• _Your instructions_: Pick out the lines containing "index".
>> start
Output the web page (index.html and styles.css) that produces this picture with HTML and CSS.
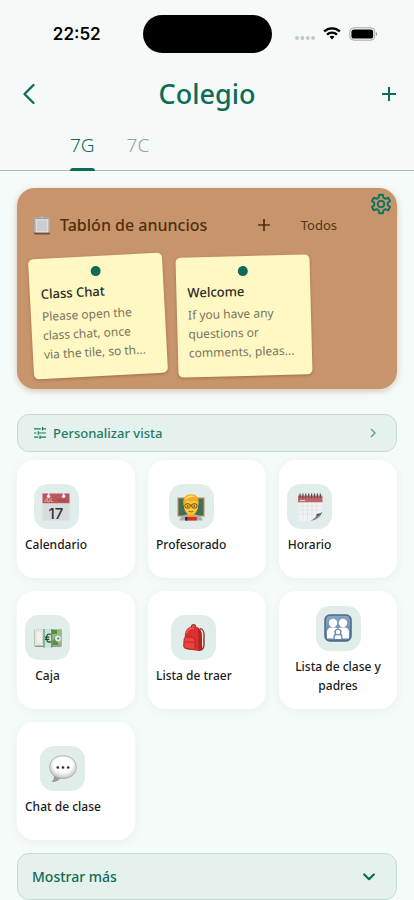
FILE: index.html
```html
<!DOCTYPE html>
<html lang="es">

<head>
    <meta charset="UTF-8">
    <meta name="viewport" content="width=device-width, initial-scale=1.0">
    <title>Colegio</title>
    <link rel="stylesheet" href="styles.css">
</head>

<body>
    <header class="top">
        <div class="status">
            <span class="time">22:52</span>
            <span class="island"></span>
            <span class="signals">
                <svg width="20" height="6" viewBox="0 0 20 6" fill="#c3c8c7">
                    <circle cx="2" cy="3" r="1.9" />
                    <circle cx="7.4" cy="3" r="1.9" />
                    <circle cx="12.8" cy="3" r="1.9" />
                    <circle cx="18.1" cy="3" r="1.9" />
                </svg>
                <svg class="wifi" width="18" height="13" viewBox="0 0 18 13" fill="none" stroke="#000" stroke-width="2.3">
                    <path d="M1.2 4.5a11.2 11.2 0 0 1 15.6 0" />
                    <path d="M4 7.6a7.2 7.2 0 0 1 10 0" />
                    <path d="M6.5 9.7a4 4 0 0 1 5 0L9 12.4z" fill="#000" stroke="none" />
                </svg>
                <svg width="29" height="14" viewBox="0 0 29 14">
                    <rect x=".8" y=".8" width="25" height="12.4" rx="4" fill="none" stroke="#a2a6a5" />
                    <rect x="2.4" y="2.4" width="21.8" height="9.2" rx="2.6" />
                    <path d="M27 5v4c1.6-.6 1.6-3.4 0-4z" fill="#9a9e9d" />
                </svg>
            </span>
        </div>
        <div class="navbar">
            <button class="icon-btn back" type="button" aria-label="Atrás">
                <svg width="14" height="22" viewBox="0 0 14 22" fill="none" stroke="#0d6b58" stroke-width="2.3" stroke-linecap="round" stroke-linejoin="round">
                    <path d="M11.5 2L2.5 11l9 9" />
                </svg>
            </button>
            <h1>Colegio</h1>
            <button class="icon-btn right" type="button" aria-label="Añadir">
                <svg width="16" height="16" viewBox="0 0 16 16" fill="none" stroke="#0d6b58" stroke-width="2">
                    <path d="M8 1v14M1 8h14" />
                </svg>
            </button>
        </div>
        <nav class="tabs">
            <button class="tab active" type="button">7G</button>
            <button class="tab" type="button">7C</button>
        </nav>
    </header>

    <main>
        <section class="board">
            <button class="gear" type="button" aria-label="Ajustes">
                <svg width="22" height="22" viewBox="0 0 24 24" fill="none" stroke="#0d7560" stroke-width="2.2" stroke-linejoin="round">
                    <path d="M9.6 4.9L10 1.8h4l.4 3.1 2.5 1.5 3-1.2 2 3.5-2.5 1.9v2.8l2.5 1.9-2 3.5-3-1.2-2.5 1.5-.4 3.1h-4l-.4-3.1-2.5-1.5-3 1.2-2-3.5 2.5-1.9v-2.8L2.1 8.7l2-3.500 3 1.200z" />
                    <circle cx="12" cy="12" r="3.6" />
                </svg>
            </button>
            <div class="board-head">
                <svg width="18" height="22" viewBox="0 0 18 22">
                    <rect x="1" y="3" width="16" height="17" rx="1" fill="#a9a9a9" />
                    <rect x="1" y="18.6" width="16" height="1.8" rx=".8" fill="#6e5038" />
                    <rect x="2.6" y="5" width="12.8" height="13.4" fill="#dedede" />
                    <rect x="4" y="6.4" width="10" height="10.6" fill="#cdcdcf" />
                    <path d="M4 4.600l2-2h1.600a1.500 1.500 0 0 1 2.800 0H12l2 2z" fill="#b9bcbe" stroke="#8b8783" stroke-width=".5" />
                </svg>
                <h2>Tablón de anuncios</h2>
                <button class="icon-btn" type="button" aria-label="Nuevo anuncio">
                    <svg width="14" height="14" viewBox="0 0 14 14" fill="none" stroke="#4f300c" stroke-width="1.7">
                        <path d="M7 1v12M1 7h12" />
                    </svg>
                </button>
                <a class="all" href="#">Todos</a>
            </div>
            <div class="notes">
                <article class="note tilt-more">
                    <span class="pin"></span>
                    <h3>Class Chat</h3>
                    <p>Please open the<br>class chat, once<br>via the tile, so th...</p>
                </article>
                <article class="note tilt-less">
                    <span class="pin"></span>
                    <h3>Welcome</h3>
                    <p>If you have any<br>questions or<br>comments, pleas...</p>
                </article>
            </div>
        </section>

        <button class="bar customize" type="button">
            <svg width="12" height="12" viewBox="0 0 12 12" fill="none" stroke="#1f7a65" stroke-width="1.2">
                <path d="M0 1.8h6.8M9 1.8h3M8.5 0v3.6M0 6h2.4M5 6h7M4.3 4.2v3.6M0 10.2h4.4M6.6 10.2H12M6 8.4V12" />
            </svg>
            <span>Personalizar vista</span>
            <svg width="6" height="10" viewBox="0 0 6 10" fill="none" stroke="#5f9f8f" stroke-width="1.4">
                <path d="M1 1l4 4-4 4" />
            </svg>
        </button>

        <div class="tiles">
            <a class="tile" href="#">
                <span class="tile-body">
                    <span class="tile-icon">
                        <svg width="28" height="28" viewBox="0 0 28 28">
                            <rect x=".5" y=".5" width="27" height="27" fill="#d9dadb" />
                            <path d="M.5.5h27v9.7H.5z" fill="#b9565a" />
                            <circle cx="6.6" cy="3.2" r="1.7" fill="#f6f1f0" />
                            <circle cx="21.6" cy="3.2" r="1.7" fill="#f6f1f0" />
                            <path d="M6 0h1.2v3H6zM21 0h1.2v3H21z" fill="#eee" />
                            <text x="2" y="9" class="cal-month">JUL</text>
                            <path d="M16 7.6h9.5" stroke="#a14b50" stroke-width="2.2" stroke-dasharray="1.6 .5" />
                            <text x="14" y="25.500" text-anchor="middle" class="cal-day">17</text>
                        </svg>
                    </span>
                    <span class="tile-name">Calendario</span>
                </span>
            </a>
            <a class="tile" href="#">
                <span class="tile-body">
                    <span class="tile-icon">
                        <svg width="28" height="28" viewBox="0 0 28 28">
                            <rect x=".5" y="4.5" width="27" height="19" fill="#b98a55" />
                            <rect x="1.7" y="5.7" width="24.6" height="16.6" fill="#3f6f5b" />
                            <path d="M2.500 27.500c.3-4 4.200-5.600 8-6.200h7c3.800.6 7.700 2.200 8 6.200z" fill="#a9aeb4" />
                            <path d="M10.500 19h7v4.500L14 25l-3.500-1.500z" fill="#efa920" />
                            <ellipse cx="14" cy="13.200" rx="7" ry="8.600" fill="#fdc634" />
                            <path d="M6.800 13C5 5.500 8.400 1 14 1.200c6-.2 9 4.300 7.200 11.800-.9-1-1.300-2.600-1.900-5.200-3.500.8-7.500.5-9.700-.6-.6 2.700-1.200 4.400-2.800 5.800z" fill="#f5ae24" />
                            <path d="M8 7C9 3 13 1.600 18.600 3.300 14.500 3.600 11 5 8 7z" fill="#ffe07a" />
                            <g fill="none" stroke="#5a3c14" stroke-width=".9">
                                <rect x="8" y="10.800" width="5.200" height="4.200" rx="1.800" />
                                <rect x="14.800" y="10.800" width="5.200" height="4.200" rx="1.800" />
                                <path d="M13.200 12.200h1.600" />
                            </g>
                            <circle cx="10.700" cy="13" r=".8" fill="#3a2410" />
                            <circle cx="17.300" cy="13" r=".8" fill="#3a2410" />
                            <path d="M11.800 18.300q2.200 1.200 4.400 0" fill="none" stroke="#a5521c" stroke-width=".9" />
                            <rect x="8.200" y="24" width="11.600" height="3.500" fill="#e02b2b" />
                            <path d="M8.200 24h2v3.500h-2z" fill="#23242c" />
                        </svg>
                    </span>
                    <span class="tile-name">Profesorado</span>
                </span>
            </a>
            <a class="tile" href="#">
                <span class="tile-body">
                    <span class="tile-icon">
                        <svg width="28" height="28" viewBox="0 0 28 28">
                            <path d="M2.5 2.5h24v17l-8 8.3h-15c-.6 0-.8-.4-.8-1z" fill="#f2f2f4" />
                            <path d="M2 2.5h24.5v6.8H2z" fill="#c26367" />
                            <path d="M4 7.6h5" stroke="#efc9ca" stroke-width="1.1" />
                            <path d="M3 13h23M3 17h23M3 21h20M7 10v17M11.5 10v17M16 10v16M20.5 10v12" stroke="#dadade" stroke-width=".6" />
                            <path d="M26.5 18.500c-1.500 2-3.500 2.300-5.500 2.500-.6 2.700-3 5-6.500 6.800 5.500-.3 10.500-3.800 12-9.300z" fill="#88898d" />
                            <path d="M26.500 18.500c-1.500 2-3.500 2.300-5.500 2.500l-.8 2.500c2.600-1 4.900-2.500 6.300-5z" fill="#4a4b4f" />
                            <path d="M4 .5v4.800M6.900.5v4.800M9.800.5v4.800M12.700.5v4.800M15.600.5v4.800M18.500.5v4.800M21.400.5v4.800M24.300.5v4.800" stroke="#505157" stroke-width="1.2" />
                        </svg>
                    </span>
                    <span class="tile-name">Horario</span>
                </span>
            </a>
            <a class="tile" href="#">
                <span class="tile-body">
                    <span class="tile-icon">
                        <svg width="28" height="28" viewBox="0 0 28 28">
                            <path d="M.5 5.5h27l.2 16.5-1 1H1.500l-1-1z" fill="#8f9a88" />
                            <path d="M1 5.500h9v16H1z" fill="#f1f2ee" />
                            <path d="M2 7h6.500v13H2z" fill="none" stroke="#c6cac2" stroke-width=".6" />
                            <path d="M17.500 5.500h10v16h-10z" fill="#9cb87c" />
                            <path d="M18 6h5v4h-5zM18.500 17l4-5 2 9h-6z" fill="#5d8b48" />
                            <circle cx="24" cy="14.500" r="3" fill="#dbe8ee" />
                            <circle cx="24.300" cy="14.500" r="1.100" fill="#4779a6" />
                            <path d="M9.500 5H18v18.500H9.500z" fill="#cfe3d7" />
                            <path d="M10 5v18.500M17.700 5v18.500" stroke="#33a36d" stroke-width="1.200" />
                            <path d="M16.800 10.500c-3-1.600-4.400.9-4.400 3.700s1.500 5 4.400 3.400M11 13.200h4.300M11 15.300h4.200" fill="none" stroke="#26442f" stroke-width="1.200" />
                        </svg>
                    </span>
                    <span class="tile-name">Caja</span>
                </span>
            </a>
            <a class="tile" href="#">
                <span class="tile-body">
                    <span class="tile-icon">
                        <svg width="28" height="28" viewBox="0 0 28 28">
                            <path d="M20 4.500c3.500.5 4.500 5 4 9s.8 7-.5 10-4 3-5 2" fill="none" stroke="#8d3c2c" stroke-width="1.500" />
                            <path d="M11.500 3c0-3 4-3 4 0" fill="none" stroke="#a62821" stroke-width="1.300" />
                            <path d="M5 10c.5-5 4.500-8 9-7.700 4.500.4 7.500 3 7.800 8l.3 13.500c0 2-1.700 3-3.500 3.200L8 25.500c-3-.4-4.500-1.500-4.400-4z" fill="#d9322c" />
                            <path d="M17.500 4c3 1.500 4.200 4 4.300 7l.3 12.800c0 2-1.700 3-3.500 3.200-.7-7 .5-16-1.100-23z" fill="#b5221f" />
                            <path d="M4 16c0-2.500 2-3.300 5-3 3.500.2 6 1 6 4v6.500c0 1.500-1 2-2.500 1.900L6.500 24.500c-2-.2-2.900-1-2.800-2.800z" fill="#e9453c" stroke="#aa211d" stroke-width=".8" />
                            <path d="M6.500 9c1-3.300 4-5 7.500-4.700" fill="none" stroke="#f27267" stroke-width="1.200" />
                            <path d="M4.500 18.500c3-1 7-.8 10 .4" fill="none" stroke="#b62a25" stroke-width=".8" />
                        </svg>
                    </span>
                    <span class="tile-name">Lista de traer</span>
                </span>
            </a>
            <a class="tile" href="#">
                <span class="tile-body">
                    <span class="tile-icon">
                        <svg width="28" height="28" viewBox="0 0 28 28">
                            <defs>
                                <linearGradient id="family" x1="0" y1="0" x2="0" y2="1">
                                    <stop offset="0" stop-color="#8ba5c2" />
                                    <stop offset="1" stop-color="#5f81a7" />
                                </linearGradient>
                            </defs>
                            <rect x="1" y="1" width="26" height="26" rx="5" fill="url(#family)" stroke="#486987" stroke-width="1.5" />
                            <g fill="#fff">
                                <circle cx="9" cy="9" r="4.2" />
                                <circle cx="19" cy="9" r="4.2" />
                                <path d="M3 24.5V18c0-3 2-4.500 4-4.500h4.200c1.500 0 2.300.8 2.800 1.700.5-.9 1.300-1.700 2.800-1.700H21c2 0 4 1.500 4 4.500v6.500z" />
                            </g>
                            <path d="M9.500 25v-2.500c0-1.300.6-2 1.600-2.400-2-3 .2-5.300 2.900-5.300s4.900 2.300 2.900 5.300c1 .4 1.600 1.100 1.600 2.400V25z" fill="#6a89ac" />
                            <circle cx="14" cy="18" r="2.200" fill="#fff" />
                            <path d="M10.800 25v-2c0-1.200.8-1.800 1.800-1.800h2.800c1 0 1.800.6 1.800 1.800v2z" fill="#fff" />
                        </svg>
                    </span>
                    <span class="tile-name">Lista de clase y padres</span>
                </span>
            </a>
            <a class="tile" href="#">
                <span class="tile-body">
                    <span class="tile-icon">
                        <svg width="28" height="28" viewBox="0 0 28 28">
                            <defs>
                                <radialGradient id="bubble" cx=".5" cy=".4" r=".62">
                                    <stop offset=".55" stop-color="#fff" />
                                    <stop offset="1" stop-color="#b9b9b9" />
                                </radialGradient>
                            </defs>
                            <path d="M5 20c.3 3-.7 5.500-2.500 7 4 .3 7.200-1.200 9-4z" fill="#9b9b9b" />
                            <path d="M14 .8c8 0 13.300 4.800 13.300 11.300S22 23.500 14 23.500.7 18.600.7 12.100 6 .8 14 .8z" fill="url(#bubble)" stroke="#a5a5a5" stroke-width=".8" />
                            <g fill="#2d2d2f">
                                <circle cx="8.800" cy="12.500" r="1.300" />
                                <circle cx="14" cy="12.500" r="1.300" />
                                <circle cx="19.200" cy="12.500" r="1.300" />
                            </g>
                        </svg>
                    </span>
                    <span class="tile-name">Chat de clase</span>
                </span>
            </a>
        </div>

        <button class="bar more" type="button">
            <span>Mostrar más</span>
            <svg width="12" height="8" viewBox="0 0 12 8" fill="none" stroke="#0d6b58" stroke-width="2.2" stroke-linecap="round" stroke-linejoin="round">
                <path d="M1.200 1.500L6 6.200l4.800-4.700" />
            </svg>
        </button>
    </main>
</body>

</html>
```
FILE: styles.css
```css
* {
    box-sizing: border-box;
}

body {
    margin: 0;
    background-color: #f5fbf8;
    font-family: "Noto Sans", "Open Sans", sans-serif;
    color: #1b1b20;
}

h1,
h2,
h3,
p {
    margin: 0;
}

button {
    border: none;
    padding: 0;
    background: none;
    font-family: inherit;
    cursor: pointer;
}

a {
    color: inherit;
    text-decoration: none;
}

svg {
    display: block;
    flex: none;
}

/* header */
.top {
    background-color: #f5faf9;
    border-bottom: 1px solid #b4b9b8;
}

.status {
    display: grid;
    grid-template-columns: 1fr 129px 1fr;
    align-items: center;
    height: 67px;
}

.time {
    padding-left: 11px;
    text-align: center;
    font-family: "Inter", sans-serif;
    font-size: 17px;
    font-weight: 600;
    color: #000;
}

.island {
    height: 38px;
    border-radius: 19px;
    background-color: #000;
}

.signals {
    display: flex;
    align-items: center;
    justify-content: flex-end;
    gap: 8px;
    padding-right: 36px;
}

.signals svg:first-child {
    align-self: flex-end;
}

.navbar {
    display: grid;
    grid-template-columns: 1fr auto 1fr;
    align-items: center;
    height: 53px;
    padding: 0 17px;
}

.icon-btn {
    display: flex;
    align-items: center;
    height: 24px;
}

.back {
    padding-left: 5px;
}

.right {
    justify-self: end;
}

h1 {
    font-size: 27px;
    line-height: 36px;
    font-weight: 500;
    color: #0d6b58;
}

.tabs {
    display: flex;
    gap: 32px;
    height: 50px;
    padding-left: 70px;
}

.tab {
    font-size: 19px;
    font-weight: 300;
    color: #999d9c;
}

.tab.active {
    position: relative;
    color: #0d6b58;
}

.tab.active::after {
    content: "";
    position: absolute;
    left: 0;
    right: 0;
    bottom: -1px;
    height: 3px;
    border-radius: 3px 3px 0 0;
    background-color: #0d6b58;
}

main {
    padding: 17px 17px 0;
}

/* notice board */
.board {
    position: relative;
    margin-bottom: 25px;
    padding: 20px 14px 13px;
    border-radius: 18px;
    background-color: #c8946c;
    box-shadow: 0 2px 6px rgba(150, 100, 50, 0.35);
}

.gear {
    position: absolute;
    top: 5px;
    right: 5px;
}

.board-head {
    display: flex;
    align-items: center;
    height: 34px;
    margin-bottom: 14px;
    padding: 0 46px 0 2px;
    color: #56340f;
}

.board-head h2 {
    flex: 1;
    padding-left: 9px;
    font-size: 16px;
    line-height: 24px;
    font-weight: 500;
    color: #4f300c;
}

.all {
    padding-left: 30px;
    font-size: 13px;
}

.notes {
    display: flex;
    gap: 12px;
}

.note {
    width: 134px;
    height: 120px;
    padding: 10px 11px;
    border-radius: 5px;
    background-color: #fff8c3;
    box-shadow: 0 1px 3px rgba(70, 40, 10, 0.35);
}

.tilt-more {
    transform: rotate(-3deg);
}

.tilt-less {
    transform: rotate(-1.5deg);
}

.pin {
    display: block;
    width: 10px;
    height: 10px;
    margin: 0 auto 5px;
    border-radius: 50%;
    background-color: #0d6b58;
}

.note h3 {
    margin-bottom: 3px;
    font-size: 13px;
    line-height: 20px;
    font-weight: 500;
    color: #2a2a22;
}

.note p {
    font-size: 12px;
    line-height: 19px;
    color: #77755f;
}

/* wide buttons */
.bar {
    display: flex;
    align-items: center;
    width: 100%;
    border: 1px solid #c2dbd5;
    border-radius: 12px;
    background-color: #e5f1ed;
    text-align: left;
    font-weight: 500;
    color: #1f7a65;
}

.bar span {
    flex: 1;
}

.customize {
    gap: 7px;
    height: 38px;
    margin-bottom: 8px;
    padding: 0 20px 0 16px;
    font-size: 13px;
}

.more {
    height: 47px;
    padding: 0 21px 0 14px;
    font-size: 14px;
    color: #0d6b58;
}

/* tiles */
.tiles {
    display: grid;
    grid-template-columns: repeat(3, 1fr);
    gap: 13px;
    margin-bottom: 13px;
}

.tile {
    display: flex;
    align-items: center;
    aspect-ratio: 1;
    padding: 8px;
    border-radius: 17px;
    background-color: #fff;
    box-shadow: 0 2px 10px rgba(20, 80, 60, 0.06);
}

.tile-body {
    display: flex;
    flex-direction: column;
    align-items: center;
    gap: 6px;
}

.tile-icon {
    display: grid;
    place-items: center;
    width: 45px;
    height: 45px;
    border-radius: 14px;
    background-color: #e0edea;
}

.tile-name {
    font-size: 12px;
    line-height: 19px;
    font-weight: 500;
    text-align: center;
}

.cal-month {
    font-family: "Inter", sans-serif;
    font-size: 5px;
    fill: #f0d5d5;
}

.cal-day {
    font-family: "Inter", sans-serif;
    font-size: 15px;
    font-weight: 500;
    fill: #333336;
}
```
>> end
• _Solution to the problem_:
Output the web page (index.html and styles.css) that produces this picture with HTML and CSS.
FILE: index.html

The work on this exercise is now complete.